:: Problem description ::
Scan the material below for lines with the word "this" and report how many there are, with nothing added.

:: Records provided ::
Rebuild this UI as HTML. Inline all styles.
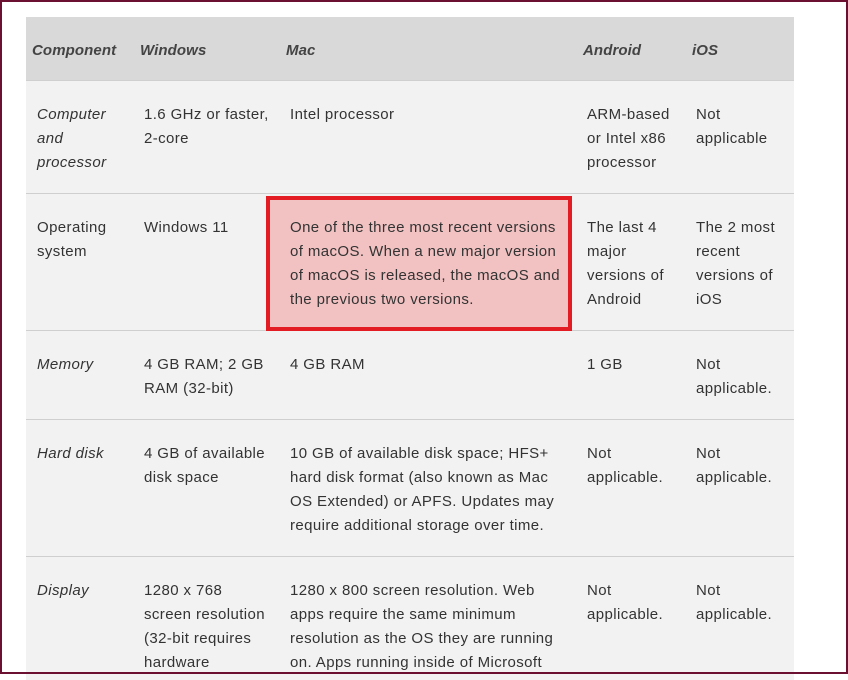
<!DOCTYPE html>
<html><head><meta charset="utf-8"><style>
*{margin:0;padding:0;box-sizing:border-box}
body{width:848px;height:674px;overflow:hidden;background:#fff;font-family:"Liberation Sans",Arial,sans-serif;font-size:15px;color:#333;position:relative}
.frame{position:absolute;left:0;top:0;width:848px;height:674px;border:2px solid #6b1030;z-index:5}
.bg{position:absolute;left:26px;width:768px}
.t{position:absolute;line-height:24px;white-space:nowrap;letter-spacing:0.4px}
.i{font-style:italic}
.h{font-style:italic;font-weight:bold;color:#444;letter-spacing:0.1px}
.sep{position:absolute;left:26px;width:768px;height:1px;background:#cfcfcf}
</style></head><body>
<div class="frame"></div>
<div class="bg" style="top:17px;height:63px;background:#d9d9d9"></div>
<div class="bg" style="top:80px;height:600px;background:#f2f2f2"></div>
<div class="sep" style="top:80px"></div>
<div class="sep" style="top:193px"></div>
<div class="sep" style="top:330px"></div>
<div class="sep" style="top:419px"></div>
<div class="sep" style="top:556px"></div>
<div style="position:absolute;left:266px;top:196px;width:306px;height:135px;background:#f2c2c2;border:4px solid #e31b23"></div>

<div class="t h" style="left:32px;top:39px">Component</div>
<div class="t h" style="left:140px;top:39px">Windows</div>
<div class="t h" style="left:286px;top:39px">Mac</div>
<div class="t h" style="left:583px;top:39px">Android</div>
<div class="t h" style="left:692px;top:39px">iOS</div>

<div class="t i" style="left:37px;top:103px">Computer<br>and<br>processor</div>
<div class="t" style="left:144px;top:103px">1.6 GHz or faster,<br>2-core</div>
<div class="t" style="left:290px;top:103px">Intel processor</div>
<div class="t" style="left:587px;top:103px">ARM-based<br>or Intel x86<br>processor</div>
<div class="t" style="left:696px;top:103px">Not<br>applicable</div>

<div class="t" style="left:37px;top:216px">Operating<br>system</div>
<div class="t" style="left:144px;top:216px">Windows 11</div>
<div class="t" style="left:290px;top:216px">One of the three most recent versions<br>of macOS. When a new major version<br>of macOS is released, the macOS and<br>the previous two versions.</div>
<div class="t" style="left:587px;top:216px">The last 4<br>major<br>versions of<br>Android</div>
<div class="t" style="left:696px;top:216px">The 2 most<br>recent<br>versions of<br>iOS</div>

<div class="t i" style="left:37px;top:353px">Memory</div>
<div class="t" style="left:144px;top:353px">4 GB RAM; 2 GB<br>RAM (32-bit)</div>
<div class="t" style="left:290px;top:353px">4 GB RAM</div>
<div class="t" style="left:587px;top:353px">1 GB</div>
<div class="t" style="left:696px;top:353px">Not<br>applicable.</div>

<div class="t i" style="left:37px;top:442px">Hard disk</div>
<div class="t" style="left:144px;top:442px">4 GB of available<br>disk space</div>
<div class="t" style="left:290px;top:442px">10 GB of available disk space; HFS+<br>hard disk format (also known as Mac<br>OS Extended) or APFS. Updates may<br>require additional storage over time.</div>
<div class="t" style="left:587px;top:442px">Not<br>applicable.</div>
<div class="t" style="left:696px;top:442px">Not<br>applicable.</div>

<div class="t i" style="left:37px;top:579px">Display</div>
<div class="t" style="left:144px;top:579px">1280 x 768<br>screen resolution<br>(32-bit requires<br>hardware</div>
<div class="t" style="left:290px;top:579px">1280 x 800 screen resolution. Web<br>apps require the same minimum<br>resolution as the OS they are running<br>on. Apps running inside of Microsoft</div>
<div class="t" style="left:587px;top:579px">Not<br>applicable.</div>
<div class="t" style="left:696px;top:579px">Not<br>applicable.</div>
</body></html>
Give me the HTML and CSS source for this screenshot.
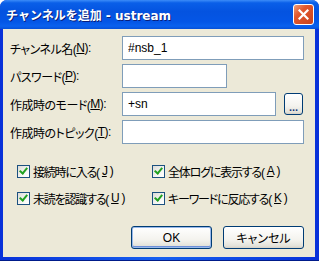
* * *
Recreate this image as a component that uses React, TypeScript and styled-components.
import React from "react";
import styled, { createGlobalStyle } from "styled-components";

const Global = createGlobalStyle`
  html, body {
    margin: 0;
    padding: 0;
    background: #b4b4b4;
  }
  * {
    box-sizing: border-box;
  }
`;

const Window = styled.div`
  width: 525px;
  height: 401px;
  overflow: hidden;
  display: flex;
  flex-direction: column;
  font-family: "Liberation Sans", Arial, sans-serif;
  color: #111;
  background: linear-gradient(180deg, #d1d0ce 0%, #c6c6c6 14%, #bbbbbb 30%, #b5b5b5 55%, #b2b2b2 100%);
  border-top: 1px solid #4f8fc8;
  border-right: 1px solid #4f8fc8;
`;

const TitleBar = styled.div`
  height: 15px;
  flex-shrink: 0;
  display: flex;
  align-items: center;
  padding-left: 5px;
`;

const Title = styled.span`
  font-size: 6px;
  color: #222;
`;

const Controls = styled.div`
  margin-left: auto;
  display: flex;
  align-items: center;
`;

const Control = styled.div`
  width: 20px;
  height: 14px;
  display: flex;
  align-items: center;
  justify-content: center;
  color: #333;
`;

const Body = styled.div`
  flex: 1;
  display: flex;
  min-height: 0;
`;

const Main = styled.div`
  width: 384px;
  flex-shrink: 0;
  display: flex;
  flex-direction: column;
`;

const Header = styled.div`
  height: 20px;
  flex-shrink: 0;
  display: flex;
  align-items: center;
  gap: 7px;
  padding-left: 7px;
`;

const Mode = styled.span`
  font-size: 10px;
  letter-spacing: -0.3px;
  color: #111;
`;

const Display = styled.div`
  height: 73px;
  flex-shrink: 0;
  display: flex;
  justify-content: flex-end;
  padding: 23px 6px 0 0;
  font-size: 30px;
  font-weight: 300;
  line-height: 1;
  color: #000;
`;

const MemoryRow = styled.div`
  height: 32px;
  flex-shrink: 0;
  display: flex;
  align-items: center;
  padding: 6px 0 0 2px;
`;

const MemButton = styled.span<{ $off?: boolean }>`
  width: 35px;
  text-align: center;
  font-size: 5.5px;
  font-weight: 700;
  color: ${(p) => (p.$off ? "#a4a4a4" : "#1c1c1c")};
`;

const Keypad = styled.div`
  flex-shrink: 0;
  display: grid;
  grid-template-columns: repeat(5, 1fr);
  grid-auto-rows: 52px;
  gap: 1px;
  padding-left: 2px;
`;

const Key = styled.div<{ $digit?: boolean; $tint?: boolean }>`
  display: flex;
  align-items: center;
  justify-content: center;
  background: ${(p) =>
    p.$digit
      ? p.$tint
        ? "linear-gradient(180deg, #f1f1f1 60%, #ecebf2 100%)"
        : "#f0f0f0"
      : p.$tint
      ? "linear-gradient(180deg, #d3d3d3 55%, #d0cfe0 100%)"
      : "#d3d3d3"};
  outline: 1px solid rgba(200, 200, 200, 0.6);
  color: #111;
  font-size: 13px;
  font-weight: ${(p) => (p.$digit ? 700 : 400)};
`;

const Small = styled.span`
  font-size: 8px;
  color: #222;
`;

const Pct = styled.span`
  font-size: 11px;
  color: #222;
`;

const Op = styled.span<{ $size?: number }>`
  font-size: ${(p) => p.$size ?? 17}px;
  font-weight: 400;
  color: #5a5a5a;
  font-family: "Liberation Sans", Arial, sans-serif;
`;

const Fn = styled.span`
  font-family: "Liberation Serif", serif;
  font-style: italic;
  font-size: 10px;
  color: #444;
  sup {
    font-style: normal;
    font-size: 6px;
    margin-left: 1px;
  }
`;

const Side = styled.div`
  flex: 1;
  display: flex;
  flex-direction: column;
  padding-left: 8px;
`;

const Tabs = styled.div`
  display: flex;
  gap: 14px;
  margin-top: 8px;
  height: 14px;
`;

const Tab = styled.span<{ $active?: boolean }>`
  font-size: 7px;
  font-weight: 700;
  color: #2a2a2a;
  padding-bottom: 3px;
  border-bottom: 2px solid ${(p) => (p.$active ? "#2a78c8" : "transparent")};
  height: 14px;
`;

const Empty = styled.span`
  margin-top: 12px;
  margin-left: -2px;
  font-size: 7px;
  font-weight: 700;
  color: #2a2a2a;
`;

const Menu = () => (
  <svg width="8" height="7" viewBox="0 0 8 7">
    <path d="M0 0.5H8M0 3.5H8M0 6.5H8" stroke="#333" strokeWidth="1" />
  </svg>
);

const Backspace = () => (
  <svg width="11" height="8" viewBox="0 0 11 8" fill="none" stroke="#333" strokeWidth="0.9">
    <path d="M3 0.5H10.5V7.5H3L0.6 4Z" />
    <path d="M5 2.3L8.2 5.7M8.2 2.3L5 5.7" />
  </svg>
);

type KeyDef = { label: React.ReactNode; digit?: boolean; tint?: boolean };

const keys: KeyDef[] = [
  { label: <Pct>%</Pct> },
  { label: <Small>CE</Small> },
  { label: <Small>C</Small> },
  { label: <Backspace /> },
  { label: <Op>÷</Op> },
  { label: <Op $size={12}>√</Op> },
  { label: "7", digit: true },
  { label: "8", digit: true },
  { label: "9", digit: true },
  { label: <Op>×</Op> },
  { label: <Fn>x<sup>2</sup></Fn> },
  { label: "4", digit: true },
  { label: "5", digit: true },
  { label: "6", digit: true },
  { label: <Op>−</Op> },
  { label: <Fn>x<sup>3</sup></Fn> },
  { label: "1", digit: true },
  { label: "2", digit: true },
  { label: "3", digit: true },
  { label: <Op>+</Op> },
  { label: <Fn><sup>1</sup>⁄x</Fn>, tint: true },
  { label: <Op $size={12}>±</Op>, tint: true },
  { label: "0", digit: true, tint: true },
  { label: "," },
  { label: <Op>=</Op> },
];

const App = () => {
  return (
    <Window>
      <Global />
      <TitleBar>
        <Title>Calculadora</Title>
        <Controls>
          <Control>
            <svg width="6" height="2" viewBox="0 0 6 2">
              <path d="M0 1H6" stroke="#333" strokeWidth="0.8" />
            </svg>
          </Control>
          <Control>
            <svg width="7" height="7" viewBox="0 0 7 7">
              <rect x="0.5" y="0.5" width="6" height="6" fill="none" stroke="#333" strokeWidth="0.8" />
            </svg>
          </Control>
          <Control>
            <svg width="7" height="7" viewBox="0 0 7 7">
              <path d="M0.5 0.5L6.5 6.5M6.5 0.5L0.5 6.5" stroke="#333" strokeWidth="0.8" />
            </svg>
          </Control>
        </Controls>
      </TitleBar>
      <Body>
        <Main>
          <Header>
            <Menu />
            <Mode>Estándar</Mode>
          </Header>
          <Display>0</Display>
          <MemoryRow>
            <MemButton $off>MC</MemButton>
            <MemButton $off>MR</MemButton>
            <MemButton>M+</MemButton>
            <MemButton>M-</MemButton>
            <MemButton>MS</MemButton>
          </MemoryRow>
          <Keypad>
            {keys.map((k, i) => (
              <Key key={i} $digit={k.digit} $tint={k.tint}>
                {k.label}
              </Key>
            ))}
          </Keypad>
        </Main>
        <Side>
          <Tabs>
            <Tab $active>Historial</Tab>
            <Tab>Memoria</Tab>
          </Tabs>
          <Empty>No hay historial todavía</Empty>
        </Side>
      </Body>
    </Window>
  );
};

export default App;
...
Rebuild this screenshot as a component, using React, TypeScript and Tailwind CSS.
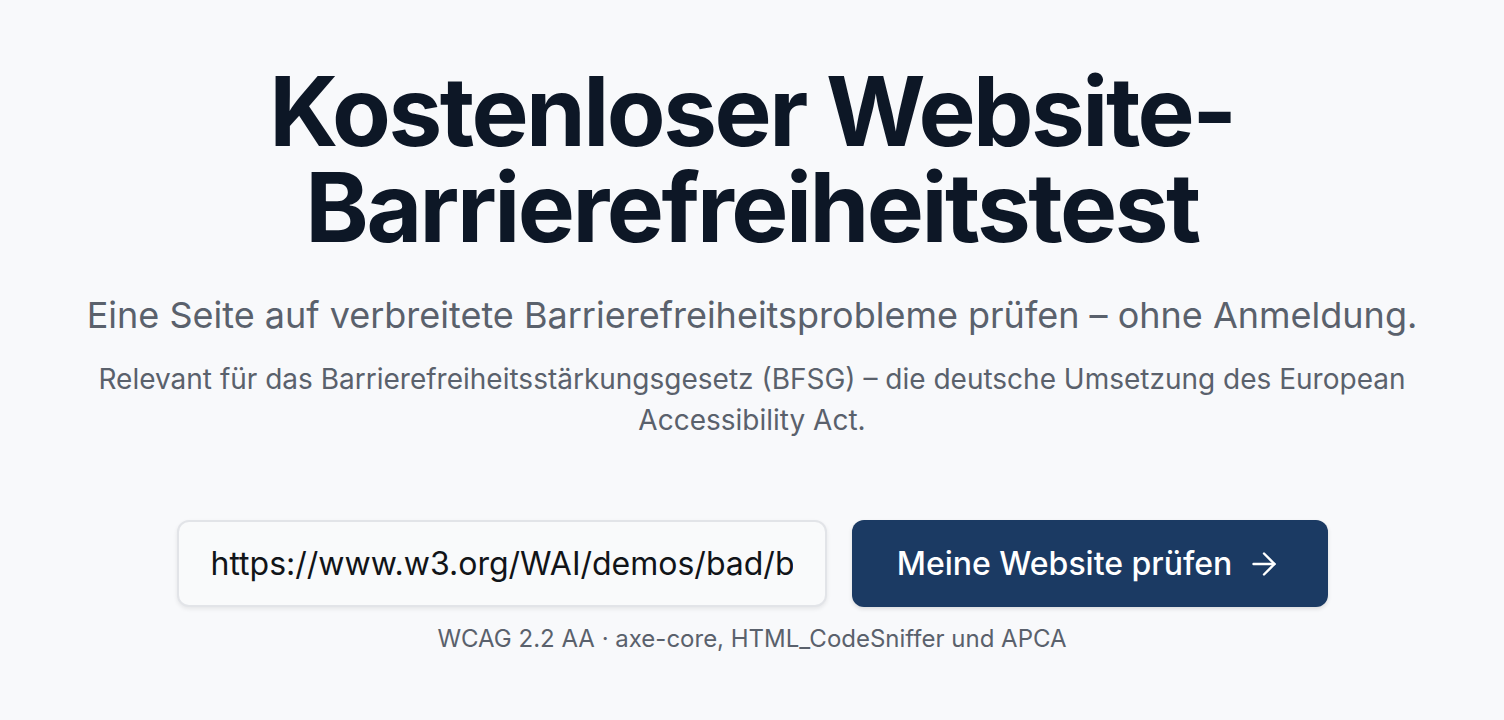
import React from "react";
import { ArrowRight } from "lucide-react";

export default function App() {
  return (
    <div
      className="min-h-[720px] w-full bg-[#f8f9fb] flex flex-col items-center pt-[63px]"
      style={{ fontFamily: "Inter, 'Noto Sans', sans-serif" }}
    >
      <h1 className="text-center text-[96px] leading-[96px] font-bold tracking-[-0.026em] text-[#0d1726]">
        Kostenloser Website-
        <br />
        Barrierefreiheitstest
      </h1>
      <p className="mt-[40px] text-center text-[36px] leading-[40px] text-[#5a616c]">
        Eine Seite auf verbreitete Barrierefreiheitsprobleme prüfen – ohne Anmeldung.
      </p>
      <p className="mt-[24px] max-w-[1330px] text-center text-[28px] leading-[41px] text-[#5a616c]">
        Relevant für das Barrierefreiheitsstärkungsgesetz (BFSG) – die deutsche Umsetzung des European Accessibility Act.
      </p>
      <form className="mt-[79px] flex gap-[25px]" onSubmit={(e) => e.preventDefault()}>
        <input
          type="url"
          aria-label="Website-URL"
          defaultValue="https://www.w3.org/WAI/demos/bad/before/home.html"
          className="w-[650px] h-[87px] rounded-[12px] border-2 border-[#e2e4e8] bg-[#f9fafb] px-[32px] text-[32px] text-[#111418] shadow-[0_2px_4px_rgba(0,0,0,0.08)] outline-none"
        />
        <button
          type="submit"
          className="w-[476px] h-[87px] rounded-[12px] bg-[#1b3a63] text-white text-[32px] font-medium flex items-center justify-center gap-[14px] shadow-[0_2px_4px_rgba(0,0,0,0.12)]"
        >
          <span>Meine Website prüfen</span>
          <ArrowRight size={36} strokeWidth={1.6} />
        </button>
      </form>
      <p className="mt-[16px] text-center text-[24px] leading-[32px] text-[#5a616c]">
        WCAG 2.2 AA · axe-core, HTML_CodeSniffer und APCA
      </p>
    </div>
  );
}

:: Finished answer ::
4